Umm, any 486 system surely predates ACPI by several years; indeed I have
a dual Pentium MMX system from 1997 that does not have ACPI either and
uses an MP Table to communicate interrupt line configuration. I am fairly
sure an old UP 486 system communicates nothing.
Since the inception of EISA the usual way for x86 systems to switch
between classic edge-triggered and level-triggered interrupts on a line by
line basis has been the ELCR, a 16-bit mainboard register at 0x4d0 in the
port I/O space. We do have support for that register, however used in
certain circumstances only, clearly not yours. Classic 8259A chips could
only switch trigger modes globally across all interrupt lines.

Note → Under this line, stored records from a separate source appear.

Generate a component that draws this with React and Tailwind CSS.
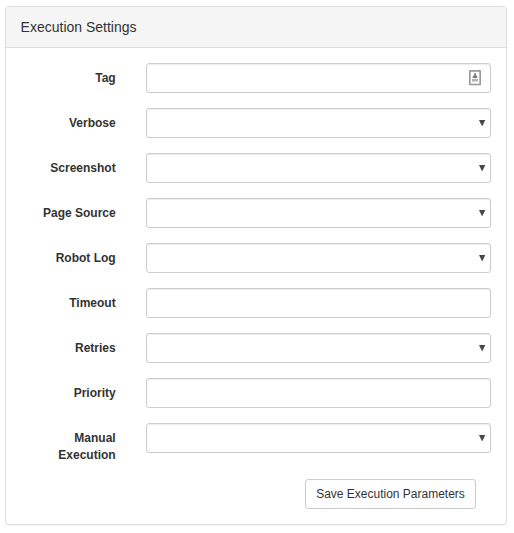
const fields = [
  { label: 'Tag', type: 'tag' },
  { label: 'Verbose', type: 'select' },
  { label: 'Screenshot', type: 'select' },
  { label: 'Page Source', type: 'select' },
  { label: 'Robot Log', type: 'select' },
  { label: 'Timeout', type: 'text' },
  { label: 'Retries', type: 'select' },
  { label: 'Priority', type: 'text' },
  { label: 'Manual Execution', type: 'select' },
];

const controlClass =
  'block h-[30px] w-full appearance-none rounded-[3px] border border-[#ccc] bg-white px-2.5 text-xs text-[#555] shadow-[inset_0_1px_1px_rgba(0,0,0,0.075)] outline-none';

function Caret() {
  return (
    <svg className="pointer-events-none absolute top-3 right-[5px] h-[7px] w-[7px]" viewBox="0 0 7 7" aria-hidden="true">
      <path d="M0 0H6.3L3.4 6H2.9Z" fill="#484848" />
    </svg>
  );
}

function AutofillIcon() {
  return (
    <svg className="pointer-events-none absolute top-[7px] right-[10px] h-4 w-3" viewBox="0 0 12 16" aria-hidden="true">
      <rect x="0.8" y="0.9" width="10.4" height="13.6" rx="0.5" fill="#fff" stroke="#999" strokeWidth="1.7" />
      <path d="M5.2 3H6.8V5L8.3 6.6V8H3.7V6.6L5.2 5Z" fill="#7c7c7c" />
      <path d="M3 9H9V11.6H3Z" fill="#b5b5b5" />
    </svg>
  );
}

function Field({ label, type }) {
  return (
    <div className="flex items-start">
      <label className="w-[109.7px] shrink-0 pt-[7px] pl-[15px] text-right text-xs leading-[17px] font-bold">
        {label}
      </label>
      <div className="relative ml-[30.3px] w-[345px]">
        {type === 'select' ? (
          <select className={controlClass} aria-label={label} />
        ) : (
          <input className={controlClass} type="text" aria-label={label} />
        )}
        {type === 'select' && <Caret />}
        {type === 'tag' && <AutofillIcon />}
      </div>
    </div>
  );
}

export default function App() {
  return (
    <div className="h-[533px] w-[514px] bg-white pt-1.5 pl-[5px] font-['Liberation_Sans',Arial,sans-serif] text-[#333]">
      <section className="h-[519px] w-[502px] rounded-[4px] border border-[#ddd] bg-white shadow-[0_1px_1px_rgba(0,0,0,0.05)]">
        <header className="h-[41px] rounded-t-[3px] border-b border-[#ddd] bg-[#f5f5f5] px-[14.6px] py-2.5">
          <h3 className="text-sm leading-5">Execution Settings</h3>
        </header>
        <form className="flex flex-col gap-[15px] pt-[15px]">
          {fields.map((field) => (
            <Field key={field.label} {...field} />
          ))}
          <div className="flex justify-end pr-[30px]">
            <button
              type="button"
              className="h-[30px] w-[171px] rounded-[3px] border border-[#ccc] bg-white text-center text-xs leading-[18px] whitespace-nowrap"
            >
              Save Execution Parameters
            </button>
          </div>
        </form>
      </section>
    </div>
  );
}
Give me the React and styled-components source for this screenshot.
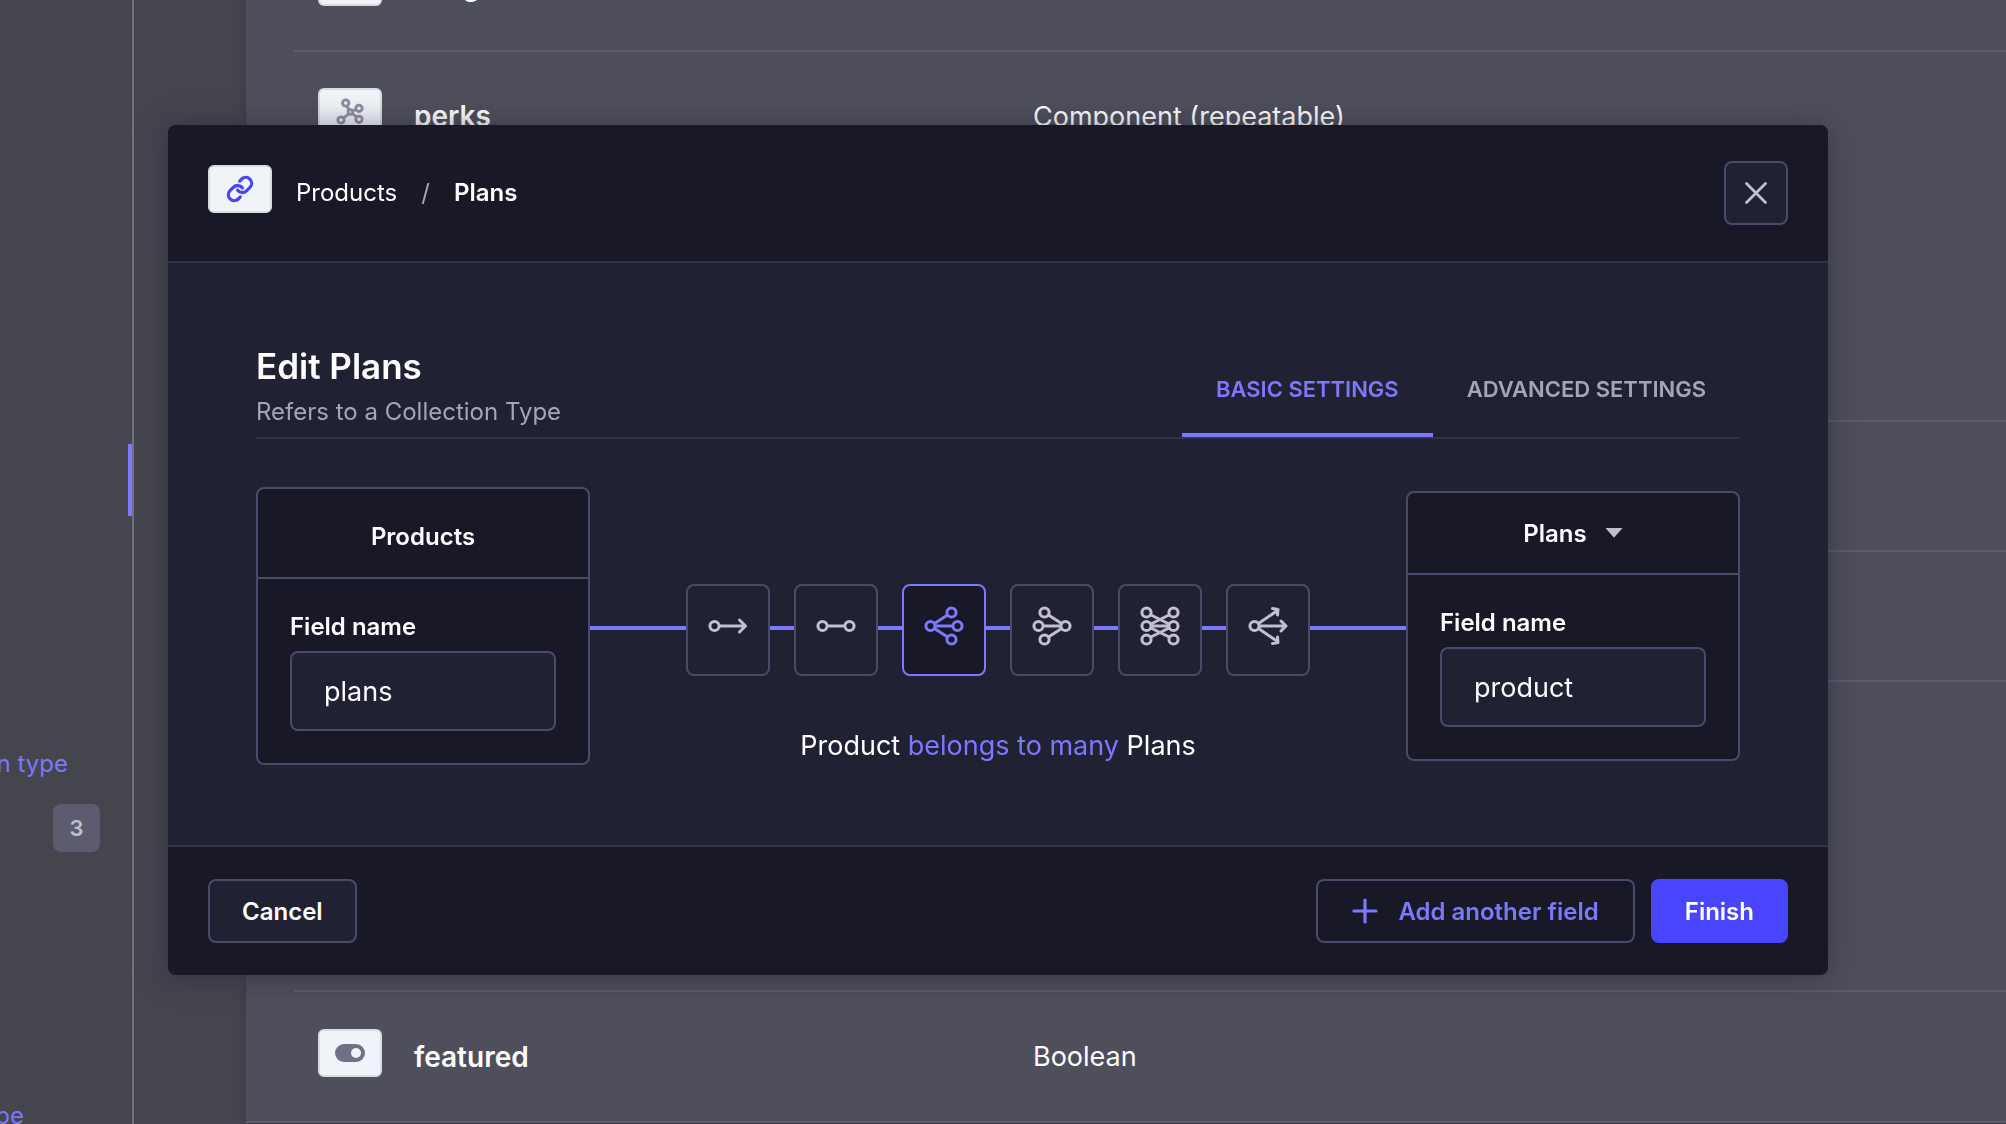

You might be able to add a quirk based on your chipset's vendor/device ID
though, which would call `elcr_set_level_irq' for interrupt lines claimed
by PCI devices. You'd have to match on the southbridge's ID I imagine, if
any (ISTR at least one Intel chipset did not have a southbridge visible on
PCI), as it's where the 8259A cores along with any ELCR reside.
It would be the right thing to do IMO; those early PCI systems often got
these things wrong, and the selection for the trigger mode shouldn't have
been there in the BIOS setup in the first place (the manufacturer couldn't
obviously figure it out how to do this correctly by just scanning PCI, so
they shifted the burden onto the end user; though I have to admit odd hw
used to be made too, e.g. I remember seeing a PCI PATA option card with an
extra cable and a tiny PCB stub to be plugged into the upper part of a
spare ISA slot to get IRQ 14/15 routed from there).